Connard qui veut même pas me faire un mot pour Dieu.
Un autre truc génial du Ramadan c’est l’ambiance pré-ftour dans les cuisines algériennes. Une ambiance qui vous propulse à l’heure du coup de feu dans un grand resto.
Avec en prime :
-La mère qui panique que tout ne soit pas prêt à temps. Comme si Dieu nous en voudrait de nous mettre à table quinze minutes après l’heure autorisée.
-Le père qui tourne en rond dans la cuisine , on sait pas pourquoi.
-Les frères qui viennent de se réveiller.
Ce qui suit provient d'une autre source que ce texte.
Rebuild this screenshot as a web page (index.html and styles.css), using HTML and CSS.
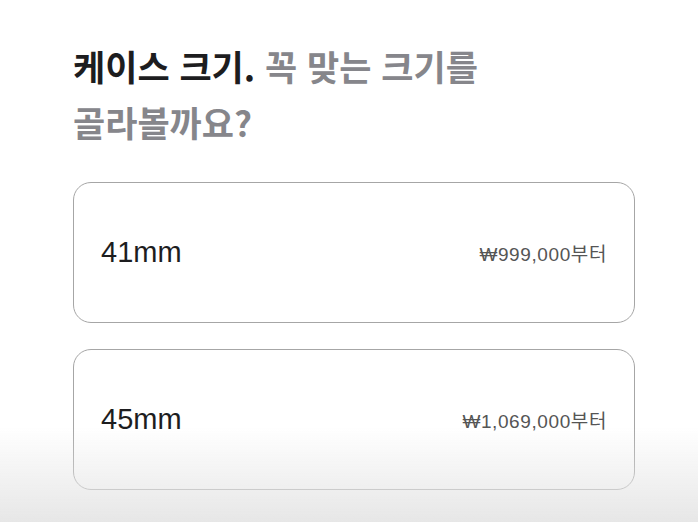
FILE: index.html
```html
<!DOCTYPE html>
<html lang="ko">
<head>
    <meta charset="UTF-8">
    <meta name="viewport" content="width=device-width, initial-scale=1.0">
    <title>케이스 크기</title>
    <link rel="stylesheet" href="styles.css">
</head>
<body>
<div class="container">
    <h2 class="section-title">
        <span class="title-strong">케이스 크기.</span>
        <span class="title-muted">꼭 맞는 크기를 골라볼까요?</span>
    </h2>
    <div class="size-list">
        <button class="size-option">
            <span class="size-name">41mm</span>
            <span class="size-price">₩999,000부터</span>
        </button>
        <button class="size-option">
            <span class="size-name">45mm</span>
            <span class="size-price">₩1,069,000부터</span>
        </button>
    </div>
</div>
<div class="bottom-fade"></div>
</body>
</html>
```

FILE: styles.css
```css
body {
    margin: 0;
    background: #fff;
    font-family: "Noto Sans CJK KR", "Noto Sans", sans-serif;
    color: #1d1d1f;
}

.container {
    padding: 38px 63px 0 73px;
}

.section-title {
    margin: 0 0 32px;
    font-size: 35px;
    line-height: 56px;
    font-weight: 700;
    letter-spacing: 0;
    max-width: 430px;
    word-break: keep-all;
}

.title-strong {
    color: #1d1d1f;
}

.title-muted {
    color: #86868b;
}

.size-list {
    display: flex;
    flex-direction: column;
    gap: 26px;
}

.size-option {
    display: flex;
    align-items: center;
    justify-content: space-between;
    box-sizing: border-box;
    height: 141px;
    padding: 0 27px;
    background: #fff;
    border: 1px solid #a6a6a6;
    border-radius: 18px;
    font-family: inherit;
    cursor: pointer;
}

.size-name {
    font-family: "Liberation Sans", Arial, sans-serif;
    font-size: 29px;
    color: #1d1d1f;
}

.size-price {
    font-family: "Liberation Sans", "Noto Sans CJK KR", sans-serif;
    font-size: 19px;
    letter-spacing: 0.6px;
    color: #555;
}

.bottom-fade {
    position: fixed;
    left: 0;
    right: 0;
    bottom: 0;
    height: 95px;
    background: linear-gradient(to bottom, rgba(230, 230, 230, 0), rgba(228, 228, 228, 0.9));
    pointer-events: none;
}
```
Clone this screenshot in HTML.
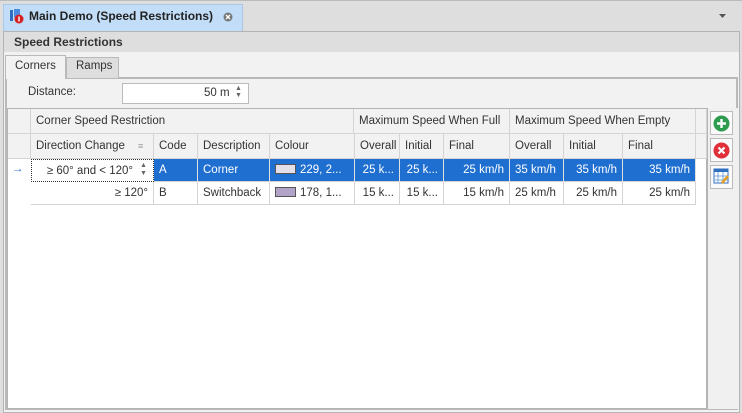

-Les soeurs qui râlent que ce soient toujours les filles qui fassent tout, y en a marre.
Mais une fois à table, on oublie tout et on rit.
On le dit peut-être pas à voix haute, mais c’est à cet instant que l’on pense à ceux qui, à cause de la vie, du destin, ou de l’économie, ne rient plus .
C’est l’un des trucs géniaux du Ramadan, on geint, on fantasme, on rit, on s’amuse, on attend la fin. Mais on n’oublie pas.